■ **EXERCISE GOAL**
Reproduce exactly the lines starting at the line that contains "Recreate this image" and ending at the line that contains "const RED = 'bg-[#fc0204]';". Omit pictures.

Start of ENTRIES

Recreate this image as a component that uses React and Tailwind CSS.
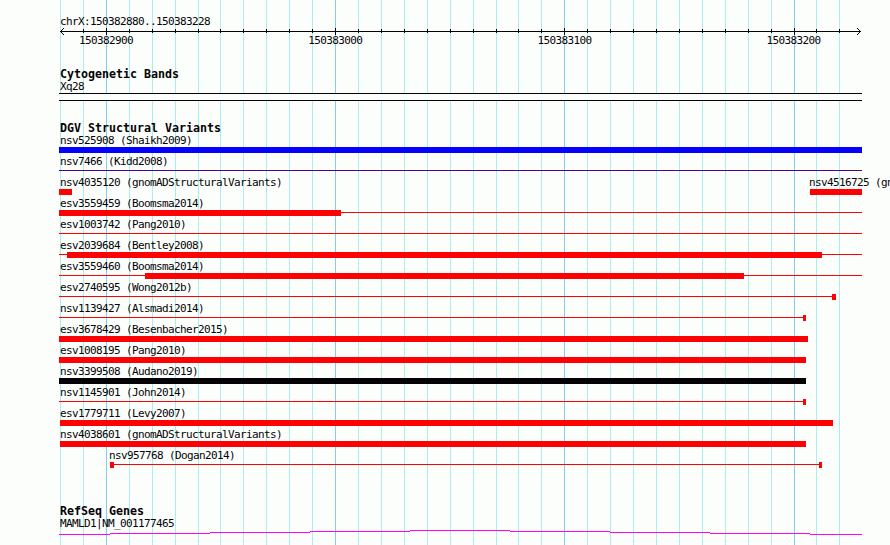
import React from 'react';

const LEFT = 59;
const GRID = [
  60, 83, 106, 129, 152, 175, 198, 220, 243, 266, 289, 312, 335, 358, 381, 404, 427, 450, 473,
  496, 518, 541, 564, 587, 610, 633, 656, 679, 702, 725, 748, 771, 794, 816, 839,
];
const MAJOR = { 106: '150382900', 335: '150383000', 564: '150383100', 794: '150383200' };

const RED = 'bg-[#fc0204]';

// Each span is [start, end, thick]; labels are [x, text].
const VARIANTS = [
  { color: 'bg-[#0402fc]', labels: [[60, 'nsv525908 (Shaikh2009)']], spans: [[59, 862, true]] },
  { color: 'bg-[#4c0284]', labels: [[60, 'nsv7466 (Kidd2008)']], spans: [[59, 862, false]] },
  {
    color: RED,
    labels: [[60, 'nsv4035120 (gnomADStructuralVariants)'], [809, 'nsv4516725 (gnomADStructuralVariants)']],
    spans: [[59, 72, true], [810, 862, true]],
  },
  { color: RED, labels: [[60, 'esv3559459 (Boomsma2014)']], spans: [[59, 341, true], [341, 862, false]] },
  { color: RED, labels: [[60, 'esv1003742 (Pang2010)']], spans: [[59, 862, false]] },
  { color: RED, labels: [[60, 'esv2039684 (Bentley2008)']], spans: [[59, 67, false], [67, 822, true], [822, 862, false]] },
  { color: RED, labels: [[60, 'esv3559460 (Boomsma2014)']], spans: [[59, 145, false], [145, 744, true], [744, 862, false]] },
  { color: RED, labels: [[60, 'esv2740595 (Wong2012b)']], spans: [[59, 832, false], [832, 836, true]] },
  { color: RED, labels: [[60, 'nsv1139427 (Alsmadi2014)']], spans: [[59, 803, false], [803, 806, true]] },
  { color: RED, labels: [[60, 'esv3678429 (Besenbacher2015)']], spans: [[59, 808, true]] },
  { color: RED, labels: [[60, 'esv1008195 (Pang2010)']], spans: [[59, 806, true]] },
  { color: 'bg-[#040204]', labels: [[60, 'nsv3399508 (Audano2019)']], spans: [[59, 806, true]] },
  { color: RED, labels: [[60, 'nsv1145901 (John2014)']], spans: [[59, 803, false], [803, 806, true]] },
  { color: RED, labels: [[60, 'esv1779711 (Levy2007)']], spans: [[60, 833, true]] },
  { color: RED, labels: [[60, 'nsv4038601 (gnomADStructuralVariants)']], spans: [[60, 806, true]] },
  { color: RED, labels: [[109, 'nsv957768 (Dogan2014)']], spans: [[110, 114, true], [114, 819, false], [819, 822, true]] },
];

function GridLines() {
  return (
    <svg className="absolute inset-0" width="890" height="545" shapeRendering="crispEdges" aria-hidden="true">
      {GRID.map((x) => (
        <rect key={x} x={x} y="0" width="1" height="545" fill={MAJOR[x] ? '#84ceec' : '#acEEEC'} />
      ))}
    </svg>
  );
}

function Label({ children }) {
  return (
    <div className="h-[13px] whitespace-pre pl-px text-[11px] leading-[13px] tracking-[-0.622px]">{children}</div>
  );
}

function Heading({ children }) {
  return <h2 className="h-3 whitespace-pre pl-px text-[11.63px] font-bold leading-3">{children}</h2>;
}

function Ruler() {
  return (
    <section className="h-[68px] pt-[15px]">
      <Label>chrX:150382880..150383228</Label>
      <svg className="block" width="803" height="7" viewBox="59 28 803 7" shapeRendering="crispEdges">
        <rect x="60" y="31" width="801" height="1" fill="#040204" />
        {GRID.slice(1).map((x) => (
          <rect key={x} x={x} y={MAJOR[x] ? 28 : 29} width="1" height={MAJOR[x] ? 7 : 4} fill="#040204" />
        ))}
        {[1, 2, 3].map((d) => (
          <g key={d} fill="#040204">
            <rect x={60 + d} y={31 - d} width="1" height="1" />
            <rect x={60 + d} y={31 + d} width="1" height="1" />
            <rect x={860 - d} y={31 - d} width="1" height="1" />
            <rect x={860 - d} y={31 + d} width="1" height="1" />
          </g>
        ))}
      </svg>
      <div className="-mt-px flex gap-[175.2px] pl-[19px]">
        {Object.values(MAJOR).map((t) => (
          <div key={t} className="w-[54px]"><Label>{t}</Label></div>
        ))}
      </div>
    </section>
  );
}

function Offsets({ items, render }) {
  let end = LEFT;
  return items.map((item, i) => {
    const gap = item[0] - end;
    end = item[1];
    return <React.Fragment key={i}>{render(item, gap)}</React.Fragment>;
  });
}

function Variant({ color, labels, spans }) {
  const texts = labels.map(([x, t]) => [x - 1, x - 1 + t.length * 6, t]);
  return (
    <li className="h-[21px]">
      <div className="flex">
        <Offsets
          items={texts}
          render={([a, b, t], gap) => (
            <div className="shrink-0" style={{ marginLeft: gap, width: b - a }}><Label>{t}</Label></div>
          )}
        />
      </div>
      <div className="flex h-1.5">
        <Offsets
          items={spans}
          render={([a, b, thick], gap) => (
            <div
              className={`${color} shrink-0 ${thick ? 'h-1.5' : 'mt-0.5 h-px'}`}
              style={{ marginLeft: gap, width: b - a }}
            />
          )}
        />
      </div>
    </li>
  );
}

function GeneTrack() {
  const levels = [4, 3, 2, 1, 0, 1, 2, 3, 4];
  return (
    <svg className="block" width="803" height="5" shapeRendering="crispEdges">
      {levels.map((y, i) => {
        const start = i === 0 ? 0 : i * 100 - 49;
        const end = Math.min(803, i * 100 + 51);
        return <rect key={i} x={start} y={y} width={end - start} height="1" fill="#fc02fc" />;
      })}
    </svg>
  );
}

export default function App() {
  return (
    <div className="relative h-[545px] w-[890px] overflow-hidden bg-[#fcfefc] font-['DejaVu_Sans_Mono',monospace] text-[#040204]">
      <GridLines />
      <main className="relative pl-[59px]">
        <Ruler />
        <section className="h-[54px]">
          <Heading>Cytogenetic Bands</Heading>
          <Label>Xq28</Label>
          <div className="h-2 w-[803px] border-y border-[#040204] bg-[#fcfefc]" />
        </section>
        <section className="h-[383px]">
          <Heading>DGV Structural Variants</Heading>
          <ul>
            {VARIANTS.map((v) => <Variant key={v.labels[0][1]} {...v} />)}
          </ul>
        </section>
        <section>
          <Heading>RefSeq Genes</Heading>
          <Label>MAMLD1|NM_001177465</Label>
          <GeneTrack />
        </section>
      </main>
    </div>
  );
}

End of ENTRIES
Start of ENTRIES

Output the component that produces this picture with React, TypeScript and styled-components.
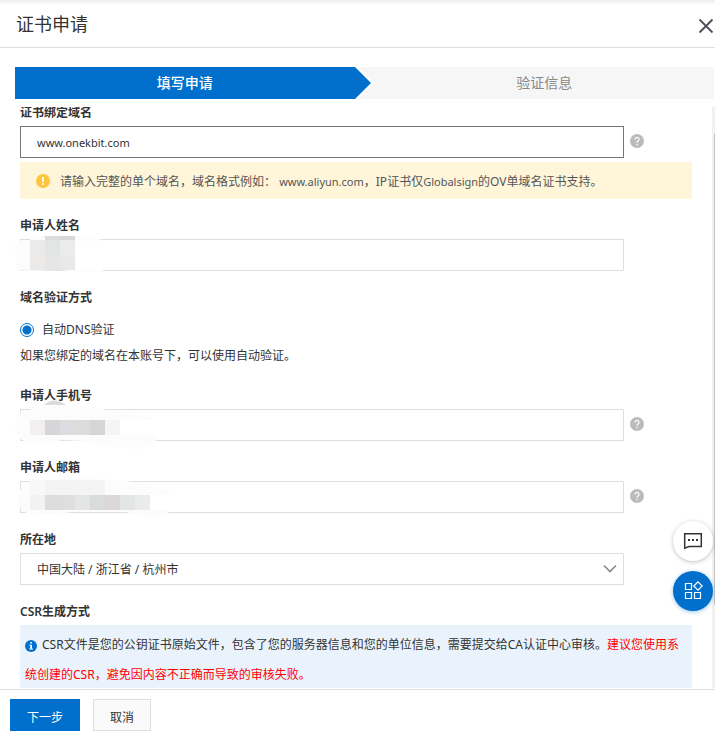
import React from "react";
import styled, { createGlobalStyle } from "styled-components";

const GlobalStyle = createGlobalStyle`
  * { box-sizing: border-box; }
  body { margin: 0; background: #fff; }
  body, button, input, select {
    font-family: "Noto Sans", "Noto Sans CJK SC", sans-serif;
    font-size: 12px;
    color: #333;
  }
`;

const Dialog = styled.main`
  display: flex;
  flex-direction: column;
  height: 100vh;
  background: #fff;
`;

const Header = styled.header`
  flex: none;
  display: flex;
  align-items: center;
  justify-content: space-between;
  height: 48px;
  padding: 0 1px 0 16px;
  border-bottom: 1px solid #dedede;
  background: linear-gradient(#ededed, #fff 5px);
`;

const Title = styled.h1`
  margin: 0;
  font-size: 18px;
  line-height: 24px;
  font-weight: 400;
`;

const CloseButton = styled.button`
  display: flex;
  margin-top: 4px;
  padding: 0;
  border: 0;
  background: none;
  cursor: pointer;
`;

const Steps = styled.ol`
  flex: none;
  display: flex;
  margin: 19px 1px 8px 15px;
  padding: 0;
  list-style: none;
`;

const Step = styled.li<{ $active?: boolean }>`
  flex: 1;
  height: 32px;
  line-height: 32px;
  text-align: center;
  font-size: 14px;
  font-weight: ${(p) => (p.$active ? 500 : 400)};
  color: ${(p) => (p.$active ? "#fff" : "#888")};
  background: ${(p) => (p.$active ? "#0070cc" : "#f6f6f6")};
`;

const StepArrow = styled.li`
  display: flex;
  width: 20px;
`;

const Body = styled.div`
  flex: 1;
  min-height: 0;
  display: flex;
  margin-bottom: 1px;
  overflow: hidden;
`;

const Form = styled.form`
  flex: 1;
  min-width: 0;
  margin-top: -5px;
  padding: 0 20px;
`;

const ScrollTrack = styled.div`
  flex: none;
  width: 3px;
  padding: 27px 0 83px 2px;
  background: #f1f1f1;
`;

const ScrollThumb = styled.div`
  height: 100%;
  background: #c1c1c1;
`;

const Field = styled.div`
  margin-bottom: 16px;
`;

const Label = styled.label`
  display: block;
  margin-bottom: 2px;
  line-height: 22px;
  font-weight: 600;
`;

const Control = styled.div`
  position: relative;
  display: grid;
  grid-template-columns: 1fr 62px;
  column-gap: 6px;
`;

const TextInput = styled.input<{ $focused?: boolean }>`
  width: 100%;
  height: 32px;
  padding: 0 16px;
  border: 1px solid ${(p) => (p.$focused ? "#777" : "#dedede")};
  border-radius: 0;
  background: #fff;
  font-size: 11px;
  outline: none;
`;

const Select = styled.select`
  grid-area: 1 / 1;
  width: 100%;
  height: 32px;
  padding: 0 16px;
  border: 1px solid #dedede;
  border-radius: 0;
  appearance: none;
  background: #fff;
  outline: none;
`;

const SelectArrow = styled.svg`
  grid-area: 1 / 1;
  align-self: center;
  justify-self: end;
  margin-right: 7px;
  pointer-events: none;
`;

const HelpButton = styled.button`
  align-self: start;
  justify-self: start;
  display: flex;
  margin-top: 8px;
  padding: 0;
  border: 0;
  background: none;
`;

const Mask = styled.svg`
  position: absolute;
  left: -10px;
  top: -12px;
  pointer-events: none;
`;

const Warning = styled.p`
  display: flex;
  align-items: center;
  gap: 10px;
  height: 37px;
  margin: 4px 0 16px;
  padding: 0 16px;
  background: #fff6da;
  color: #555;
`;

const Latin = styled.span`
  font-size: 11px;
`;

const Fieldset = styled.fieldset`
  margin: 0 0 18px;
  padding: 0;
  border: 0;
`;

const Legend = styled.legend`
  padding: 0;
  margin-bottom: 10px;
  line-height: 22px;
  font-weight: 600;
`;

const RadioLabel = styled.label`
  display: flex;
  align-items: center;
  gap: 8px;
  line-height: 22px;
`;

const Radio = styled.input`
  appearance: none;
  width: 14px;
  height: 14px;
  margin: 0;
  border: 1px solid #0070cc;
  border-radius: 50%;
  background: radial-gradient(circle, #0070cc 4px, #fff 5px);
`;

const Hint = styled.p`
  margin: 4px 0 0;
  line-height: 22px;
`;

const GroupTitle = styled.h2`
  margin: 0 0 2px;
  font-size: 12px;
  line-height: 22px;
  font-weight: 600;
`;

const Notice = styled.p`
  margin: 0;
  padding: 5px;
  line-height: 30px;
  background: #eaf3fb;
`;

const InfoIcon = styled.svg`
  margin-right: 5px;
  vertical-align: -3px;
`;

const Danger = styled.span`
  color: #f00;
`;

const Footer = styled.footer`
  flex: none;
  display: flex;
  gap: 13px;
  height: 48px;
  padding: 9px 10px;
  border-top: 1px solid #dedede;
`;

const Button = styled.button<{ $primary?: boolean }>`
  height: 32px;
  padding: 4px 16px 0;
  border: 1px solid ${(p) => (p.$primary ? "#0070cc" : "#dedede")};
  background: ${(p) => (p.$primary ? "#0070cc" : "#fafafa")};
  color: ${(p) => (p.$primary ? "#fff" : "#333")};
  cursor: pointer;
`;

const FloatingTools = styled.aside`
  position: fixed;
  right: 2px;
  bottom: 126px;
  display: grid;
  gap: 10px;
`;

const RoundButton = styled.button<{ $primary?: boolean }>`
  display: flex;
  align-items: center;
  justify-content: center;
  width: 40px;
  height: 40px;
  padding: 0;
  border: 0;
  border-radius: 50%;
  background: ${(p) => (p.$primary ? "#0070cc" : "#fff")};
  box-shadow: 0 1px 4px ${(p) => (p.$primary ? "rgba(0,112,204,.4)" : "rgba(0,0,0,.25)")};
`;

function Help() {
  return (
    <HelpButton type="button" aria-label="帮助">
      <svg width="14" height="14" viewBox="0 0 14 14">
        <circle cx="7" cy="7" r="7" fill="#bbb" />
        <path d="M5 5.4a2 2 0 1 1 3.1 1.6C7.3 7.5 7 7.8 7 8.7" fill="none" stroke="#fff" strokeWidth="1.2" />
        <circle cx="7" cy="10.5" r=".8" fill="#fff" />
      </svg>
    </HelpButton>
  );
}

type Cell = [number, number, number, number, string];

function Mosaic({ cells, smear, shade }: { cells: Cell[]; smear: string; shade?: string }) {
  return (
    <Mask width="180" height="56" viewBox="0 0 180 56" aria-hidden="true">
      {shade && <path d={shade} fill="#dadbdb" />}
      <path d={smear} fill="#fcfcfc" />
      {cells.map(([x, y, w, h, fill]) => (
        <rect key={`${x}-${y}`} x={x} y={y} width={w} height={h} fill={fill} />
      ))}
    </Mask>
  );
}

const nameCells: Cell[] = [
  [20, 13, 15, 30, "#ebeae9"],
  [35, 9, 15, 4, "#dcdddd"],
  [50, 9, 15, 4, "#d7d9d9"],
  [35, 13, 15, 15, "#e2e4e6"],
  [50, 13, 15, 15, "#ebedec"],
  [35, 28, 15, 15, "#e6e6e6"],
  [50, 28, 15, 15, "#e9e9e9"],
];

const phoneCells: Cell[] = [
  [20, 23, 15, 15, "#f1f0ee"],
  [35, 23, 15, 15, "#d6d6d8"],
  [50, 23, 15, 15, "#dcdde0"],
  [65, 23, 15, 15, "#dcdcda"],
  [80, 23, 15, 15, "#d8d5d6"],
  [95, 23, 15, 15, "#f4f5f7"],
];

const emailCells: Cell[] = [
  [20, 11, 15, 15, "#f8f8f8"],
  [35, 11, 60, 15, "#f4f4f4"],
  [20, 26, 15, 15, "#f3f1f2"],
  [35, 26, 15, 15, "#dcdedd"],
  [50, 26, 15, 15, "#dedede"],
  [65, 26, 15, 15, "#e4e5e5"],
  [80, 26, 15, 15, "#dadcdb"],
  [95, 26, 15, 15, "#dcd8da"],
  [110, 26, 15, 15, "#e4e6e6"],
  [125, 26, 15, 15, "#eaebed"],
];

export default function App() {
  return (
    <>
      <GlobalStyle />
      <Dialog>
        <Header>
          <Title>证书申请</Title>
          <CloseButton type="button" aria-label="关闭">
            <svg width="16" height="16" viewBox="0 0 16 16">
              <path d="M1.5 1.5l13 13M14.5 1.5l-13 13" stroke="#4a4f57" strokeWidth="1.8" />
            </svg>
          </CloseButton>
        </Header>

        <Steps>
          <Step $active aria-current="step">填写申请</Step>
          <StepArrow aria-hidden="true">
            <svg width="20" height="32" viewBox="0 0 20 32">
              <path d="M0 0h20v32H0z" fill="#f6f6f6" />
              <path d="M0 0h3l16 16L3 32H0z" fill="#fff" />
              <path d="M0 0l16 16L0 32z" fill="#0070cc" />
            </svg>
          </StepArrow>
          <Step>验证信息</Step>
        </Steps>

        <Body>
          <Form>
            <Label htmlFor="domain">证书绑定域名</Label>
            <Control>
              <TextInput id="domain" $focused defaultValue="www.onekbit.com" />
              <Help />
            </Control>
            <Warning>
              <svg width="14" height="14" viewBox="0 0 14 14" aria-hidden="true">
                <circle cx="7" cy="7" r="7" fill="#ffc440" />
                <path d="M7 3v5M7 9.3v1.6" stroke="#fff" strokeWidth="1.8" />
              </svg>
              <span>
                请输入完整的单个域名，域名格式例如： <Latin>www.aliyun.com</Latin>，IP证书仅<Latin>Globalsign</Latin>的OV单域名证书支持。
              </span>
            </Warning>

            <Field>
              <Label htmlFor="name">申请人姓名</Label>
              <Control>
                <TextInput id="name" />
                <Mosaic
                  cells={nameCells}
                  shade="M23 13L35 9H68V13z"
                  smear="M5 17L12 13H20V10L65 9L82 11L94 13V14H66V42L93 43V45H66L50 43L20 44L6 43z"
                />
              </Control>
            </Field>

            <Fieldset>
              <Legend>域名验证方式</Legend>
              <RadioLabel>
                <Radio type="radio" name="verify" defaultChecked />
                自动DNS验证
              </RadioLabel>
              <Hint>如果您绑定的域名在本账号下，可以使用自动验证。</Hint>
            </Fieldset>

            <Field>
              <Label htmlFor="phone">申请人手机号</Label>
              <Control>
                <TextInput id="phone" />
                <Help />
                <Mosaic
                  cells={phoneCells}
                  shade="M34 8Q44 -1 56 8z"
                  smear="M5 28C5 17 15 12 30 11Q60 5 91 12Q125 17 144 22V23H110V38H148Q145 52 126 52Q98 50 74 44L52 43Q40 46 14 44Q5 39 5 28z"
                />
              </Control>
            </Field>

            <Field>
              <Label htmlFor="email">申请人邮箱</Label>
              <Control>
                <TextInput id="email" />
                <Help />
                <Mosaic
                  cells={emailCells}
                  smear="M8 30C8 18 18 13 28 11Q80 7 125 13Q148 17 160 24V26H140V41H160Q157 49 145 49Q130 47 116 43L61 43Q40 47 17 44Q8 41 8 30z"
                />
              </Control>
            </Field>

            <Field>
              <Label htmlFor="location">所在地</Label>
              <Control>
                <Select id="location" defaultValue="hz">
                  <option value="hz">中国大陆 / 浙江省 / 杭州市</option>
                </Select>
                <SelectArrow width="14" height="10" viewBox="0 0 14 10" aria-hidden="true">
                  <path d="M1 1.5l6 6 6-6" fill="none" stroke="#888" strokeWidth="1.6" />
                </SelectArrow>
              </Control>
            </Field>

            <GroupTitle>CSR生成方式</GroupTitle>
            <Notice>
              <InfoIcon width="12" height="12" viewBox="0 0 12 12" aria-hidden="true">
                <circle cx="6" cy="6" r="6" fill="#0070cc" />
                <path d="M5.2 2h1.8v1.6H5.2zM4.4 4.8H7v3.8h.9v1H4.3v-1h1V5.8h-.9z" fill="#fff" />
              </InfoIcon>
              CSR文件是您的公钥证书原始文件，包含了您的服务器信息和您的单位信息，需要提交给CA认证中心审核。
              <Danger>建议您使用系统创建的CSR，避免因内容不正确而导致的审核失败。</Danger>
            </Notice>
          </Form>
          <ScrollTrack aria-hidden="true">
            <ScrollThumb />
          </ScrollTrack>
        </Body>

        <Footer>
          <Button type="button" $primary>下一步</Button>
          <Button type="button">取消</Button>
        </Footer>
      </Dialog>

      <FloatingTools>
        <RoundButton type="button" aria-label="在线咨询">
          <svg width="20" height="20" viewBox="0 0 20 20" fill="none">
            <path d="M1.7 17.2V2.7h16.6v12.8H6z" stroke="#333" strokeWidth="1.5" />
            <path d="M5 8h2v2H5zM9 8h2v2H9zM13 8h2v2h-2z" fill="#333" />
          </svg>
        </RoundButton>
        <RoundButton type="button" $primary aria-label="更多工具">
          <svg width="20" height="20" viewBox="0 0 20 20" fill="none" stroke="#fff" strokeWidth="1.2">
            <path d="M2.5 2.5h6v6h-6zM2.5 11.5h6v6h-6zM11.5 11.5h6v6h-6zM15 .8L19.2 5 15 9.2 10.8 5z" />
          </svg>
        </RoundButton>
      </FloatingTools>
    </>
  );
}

End of ENTRIES

■ **WRITTEN SOLUTION**
Recreate this image as a component that uses React and Tailwind CSS.
import React from 'react';

const LEFT = 59;
const GRID = [
  60, 83, 106, 129, 152, 175, 198, 220, 243, 266, 289, 312, 335, 358, 381, 404, 427, 450, 473,
  496, 518, 541, 564, 587, 610, 633, 656, 679, 702, 725, 748, 771, 794, 816, 839,
];
const MAJOR = { 106: '150382900', 335: '150383000', 564: '150383100', 794: '150383200' };

const RED = 'bg-[#fc0204]';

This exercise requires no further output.